Portugal's fans revelled long into the night
Portugal's 2-0 win over Russia was greeted with a cacophony of sound.
Cars took to the streets packed with people of all ages waving Portuguese flags out of the windows and ceaselessly beeping their horns.
Portuguese television supplemented the celebrations with constant reruns of their team's goals - one can only wonder what will happen if they win.
The drive from Lisbon to Coimbra on Wednesday was given a dramatic edge for the English media during a stop at a service station en-route.
After powdering our noses, there was some action at the side of the coach as police circled a nearby lorry.
Re-inforcements quickly arrived as the lorry contained some extra, not to mention illegal, passengers.
It was discovered that there was a bid to smuggle several Moroccan, Libyan and Iraqi citizens into Portugal.
Middlesbrough boss Steve McClaren - now part of Sven-Goran Eriksson's coaching team in Portugal - will see a familiar face when England face Croatia.

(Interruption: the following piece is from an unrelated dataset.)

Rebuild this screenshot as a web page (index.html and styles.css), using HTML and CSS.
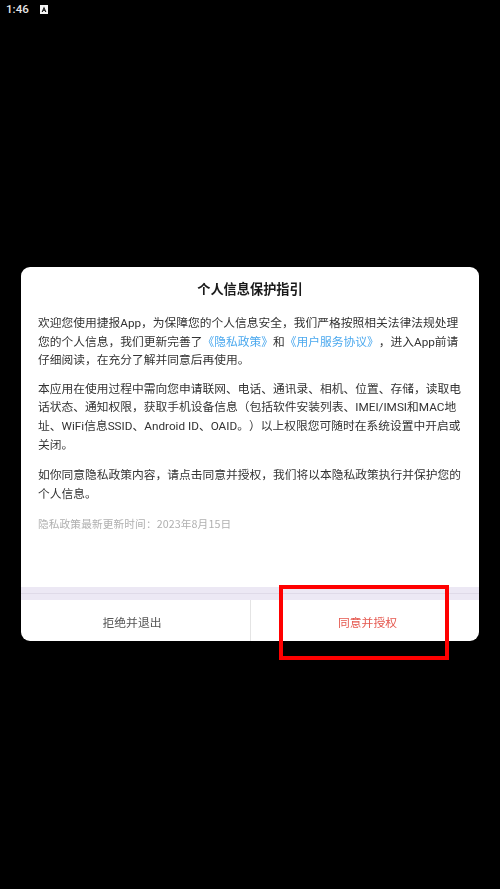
FILE: index.html
```html
<!DOCTYPE html>
<html lang="zh-CN">
<head>
<meta charset="utf-8">
<title>个人信息保护指引</title>
<link rel="stylesheet" href="styles.css">
</head>
<body>
<div class="status">
  <span class="time">1:46</span>
  <span class="badge">
    <svg viewBox="0 0 8 9" width="8" height="9"><rect width="8" height="9" fill="#f4f4f4"/><path d="M4 1.6 1.6 7h1.2L4 4.3 5.2 7h1.2z" fill="#111"/><rect x="3" y="5.2" width="2" height=".8" fill="#111"/></svg>
  </span>
</div>
<main class="stage">
  <section class="card">
    <div class="body">
      <h1 class="title">个人信息保护指引</h1>
      <p class="para intro">欢迎您使用捷报App，为保障您的个人信息安全，我们严格按照相关法律法规处理您的个人信息，我们更新完善了<a class="link">《隐私政策》</a>和<a class="link">《用户服务协议》</a>，进入App前请仔细阅读，在充分了解并同意后再使用。</p>
      <p class="para perms">本应用在使用过程中需向您申请联网、电话、通讯录、相机、位置、存储，读取电话状态、通知权限，获取手机设备信息（包括软件安装列表、IMEI/IMSI和MAC地址、WiFi信息SSID、Android ID、OAID。）以上权限您可随时在系统设置中开启或关闭。</p>
      <p class="para">如你同意隐私政策内容，请点击同意并授权，我们将以本隐私政策执行并保护您的个人信息。</p>
      <p class="updated">隐私政策最新更新时间：2023年8月15日</p>
    </div>
    <div class="band"></div>
    <div class="actions">
      <div class="action decline">拒绝并退出</div>
      <div class="action agree">同意并授权</div>
    </div>
  </section>
</main>
<div class="highlight"></div>
</body>
</html>
```
FILE: styles.css
```css
* { box-sizing: border-box; }
html, body { margin: 0; height: 100%; }
body {
  position: relative;
  width: 500px;
  height: 889px;
  overflow: hidden;
  background: #000;
  display: flex;
  flex-direction: column;
  font-family: "Noto Sans CJK SC", "Liberation Sans", sans-serif;
  text-spacing-trim: space-all;
}
.status {
  height: 19px;
  flex: none;
  display: flex;
  align-items: center;
  gap: 11px;
  padding-left: 6px;
  color: #e6e6e6;
}
.time { font: 500 11.6px/19px Roboto, sans-serif; }
.badge { display: flex; }
.stage {
  flex: 1;
  display: flex;
  align-items: center;
  justify-content: center;
}
.card {
  width: 458px;
  height: 374px;
  background: #fff;
  border-radius: 9px;
  overflow: hidden;
  display: flex;
  flex-direction: column;
}
.body {
  flex: 1;
  padding: 13px 17px 0;
  filter: blur(0.3px);
}
.title {
  margin: 0 0 16px;
  text-align: center;
  font-size: 13.2px;
  line-height: 18px;
  font-weight: 700;
  color: #1a1a1a;
}
.para {
  margin: 0 0 11px;
  font-family: Roboto, "Noto Sans CJK SC", sans-serif;
  font-size: 11.75px;
  line-height: 18.6px;
  color: #333;
}
.intro { margin-bottom: 10px; }
.perms { margin-bottom: 12px; }
.link { color: #4aa8ee; }
.updated {
  margin: 13px 0 0;
  font-size: 10.7px;
  letter-spacing: 0.1px;
  line-height: 16px;
  color: #b0b0b0;
}
.band {
  flex: none;
  height: 13px;
  background: linear-gradient(#ece8f4 0 6px, #dfdae8 6px 7px, #ece8f4 7px);
}
.actions {
  flex: none;
  height: 41px;
  display: flex;
}
.action {
  width: 50%;
  display: flex;
  align-items: center;
  justify-content: center;
  padding-top: 2px;
  font-size: 11.8px;
  color: #555;
  filter: blur(0.3px);
}
.decline { padding-right: 7px; }
.agree {
  padding-left: 5px;
  border-left: 1px solid #e4e4e4;
  color: #e5584f;
}
.highlight {
  position: absolute;
  left: 279px;
  top: 585px;
  width: 170px;
  height: 75px;
  border: 4px solid #f00;
}
```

Spotted among the Croatian media party was Alen Boksic, who spent some injury-plagued years at the Riverside.
Indeed, as Boksic marched imperiously around England's media centre, he looked fitter than he did on many occasions when he turned out on Teesside.
The French make no secret of their belief that there will be only one winner of Euro 2004 - namely France.
The side of their blue team coach is emblazoned with the slogan "La victoire s'ecrit en blue".
"Victory is written in blue" - as sadly it was in The Stadium of Light on Sunday evening.
The only problem with covering tournaments such as Euro 2004 is the language barrier.
After Spain drew 1-1 with Greece the British tried to get some reaction to the result.
Unfortunately no-one in the Spanish squad speaks English.
Just as well then that goalscorer Fernando Morientes patiently waited while the assembled foreign media stumbled their way through questions in Spanish.
Carles Puyol was even more obliging, correcting one reporter's hastily written notes in Spanish.
The barman at the hotel in Porto seems most upset with the army of journalists staying here.
With a major tournament in full swing and scribblers from all over the world in the city he must have been expecting a bumper time.
But instead the lobby bar seems permanently empty.
And the snappily dressed barman can be heard muttering under his breath how Europe's media seem to have lost their thirst for alcohol.